RAW DATA:

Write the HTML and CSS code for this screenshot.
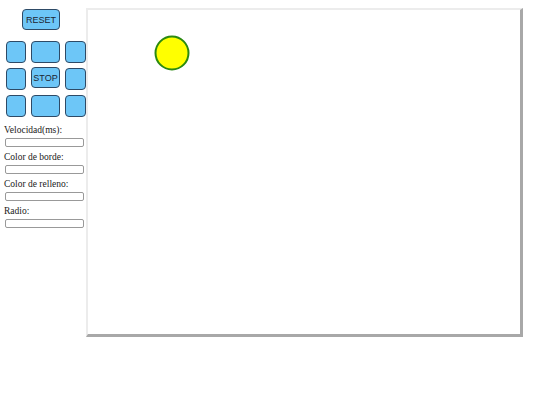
FILE: index.html
```html
<!DOCTYPE html>
<html>
<head>
<meta charset="utf-8">
<link rel="stylesheet" href="styles.css">
</head>
<body>
<div class="app">
  <div class="panel">
    <button class="btn reset">RESET</button>
    <div class="pad">
      <button class="btn"></button>
      <button class="btn"></button>
      <button class="btn"></button>
      <button class="btn"></button>
      <button class="btn stop">STOP</button>
      <button class="btn"></button>
      <button class="btn"></button>
      <button class="btn"></button>
      <button class="btn"></button>
    </div>
    <div class="field">
      <label>Velocidad(ms):</label>
      <input type="text">
    </div>
    <div class="field">
      <label>Color de borde:</label>
      <input type="text">
    </div>
    <div class="field">
      <label>Color de relleno:</label>
      <input type="text">
    </div>
    <div class="field">
      <label>Radio:</label>
      <input type="text">
    </div>
  </div>
  <div class="canvas">
    <svg width="432" height="324" viewBox="0 0 432 324">
      <circle cx="84" cy="43" r="16.5" fill="#ffff00" stroke="#2a8a10" stroke-width="2"/>
    </svg>
  </div>
</div>
</body>
</html>
```

FILE: styles.css
```css
html, body {
  margin: 0;
  padding: 0;
  background: #ffffff;
}
.app {
  display: flex;
  align-items: flex-start;
  padding: 8px 0 0 4px;
}
.panel {
  width: 82px;
  flex-shrink: 0;
  display: flex;
  flex-direction: column;
  font-family: "Liberation Serif", serif;
}
.btn {
  background: #6dc6f7;
  border: 1px solid #2e4a66;
  border-radius: 4px;
  font-family: "Liberation Sans", Arial, sans-serif;
  font-size: 9px;
  color: #1c2430;
  padding: 0;
  margin: 0;
  height: 21px;
}
.reset {
  width: 38px;
  margin-left: 18px;
  margin-top: 1px;
}
.pad {
  display: grid;
  grid-template-columns: 20px 29px 21px;
  grid-template-rows: 22px 22px 22px;
  column-gap: 5px;
  row-gap: 5px;
  margin: 11px 0 0 2px;
}
.pad .btn {
  height: 22px;
}
.pad .stop {
  height: 21px;
  margin-top: -1px;
}
.field {
  display: flex;
  flex-direction: column;
}
.pad + .field {
  margin-top: 8px;
}
.field + .field {
  margin-top: 5px;
}
.field label {
  font-size: 9.5px;
  color: #1a1a1a;
  line-height: 11px;
  height: 11px;
}
.field input {
  width: 79px;
  height: 9px;
  box-sizing: border-box;
  margin: 2px 0 0 1px;
  border: 1px solid #999;
  border-radius: 2px;
  padding: 0;
  background: #fff;
}
.canvas {
  border-style: solid;
  border-width: 2px 3px 3px 2px;
  border-color: #ececec #a8a8a8 #a8a8a8 #ececec;
  background: #fff;
  line-height: 0;
}
.canvas svg {
  display: block;
}
```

EXERCISE:
Are you able to set down all the lines above exactly, without any pictures?

EXPECTED ANSWER:
Write the HTML and CSS code for this screenshot.
FILE: index.html
```html
<!DOCTYPE html>
<html>
<head>
<meta charset="utf-8">
<link rel="stylesheet" href="styles.css">
</head>
<body>
<div class="app">
  <div class="panel">
    <button class="btn reset">RESET</button>
    <div class="pad">
      <button class="btn"></button>
      <button class="btn"></button>
      <button class="btn"></button>
      <button class="btn"></button>
      <button class="btn stop">STOP</button>
      <button class="btn"></button>
      <button class="btn"></button>
      <button class="btn"></button>
      <button class="btn"></button>
    </div>
    <div class="field">
      <label>Velocidad(ms):</label>
      <input type="text">
    </div>
    <div class="field">
      <label>Color de borde:</label>
      <input type="text">
    </div>
    <div class="field">
      <label>Color de relleno:</label>
      <input type="text">
    </div>
    <div class="field">
      <label>Radio:</label>
      <input type="text">
    </div>
  </div>
  <div class="canvas">
    <svg width="432" height="324" viewBox="0 0 432 324">
      <circle cx="84" cy="43" r="16.5" fill="#ffff00" stroke="#2a8a10" stroke-width="2"/>
    </svg>
  </div>
</div>
</body>
</html>
```

FILE: styles.css
```css
html, body {
  margin: 0;
  padding: 0;
  background: #ffffff;
}
.app {
  display: flex;
  align-items: flex-start;
  padding: 8px 0 0 4px;
}
.panel {
  width: 82px;
  flex-shrink: 0;
  display: flex;
  flex-direction: column;
  font-family: "Liberation Serif", serif;
}
.btn {
  background: #6dc6f7;
  border: 1px solid #2e4a66;
  border-radius: 4px;
  font-family: "Liberation Sans", Arial, sans-serif;
  font-size: 9px;
  color: #1c2430;
  padding: 0;
  margin: 0;
  height: 21px;
}
.reset {
  width: 38px;
  margin-left: 18px;
  margin-top: 1px;
}
.pad {
  display: grid;
  grid-template-columns: 20px 29px 21px;
  grid-template-rows: 22px 22px 22px;
  column-gap: 5px;
  row-gap: 5px;
  margin: 11px 0 0 2px;
}
.pad .btn {
  height: 22px;
}
.pad .stop {
  height: 21px;
  margin-top: -1px;
}
.field {
  display: flex;
  flex-direction: column;
}
.pad + .field {
  margin-top: 8px;
}
.field + .field {
  margin-top: 5px;
}
.field label {
  font-size: 9.5px;
  color: #1a1a1a;
  line-height: 11px;
  height: 11px;
}
.field input {
  width: 79px;
  height: 9px;
  box-sizing: border-box;
  margin: 2px 0 0 1px;
  border: 1px solid #999;
  border-radius: 2px;
  padding: 0;
  background: #fff;
}
.canvas {
  border-style: solid;
  border-width: 2px 3px 3px 2px;
  border-color: #ececec #a8a8a8 #a8a8a8 #ececec;
  background: #fff;
  line-height: 0;
}
.canvas svg {
  display: block;
}
```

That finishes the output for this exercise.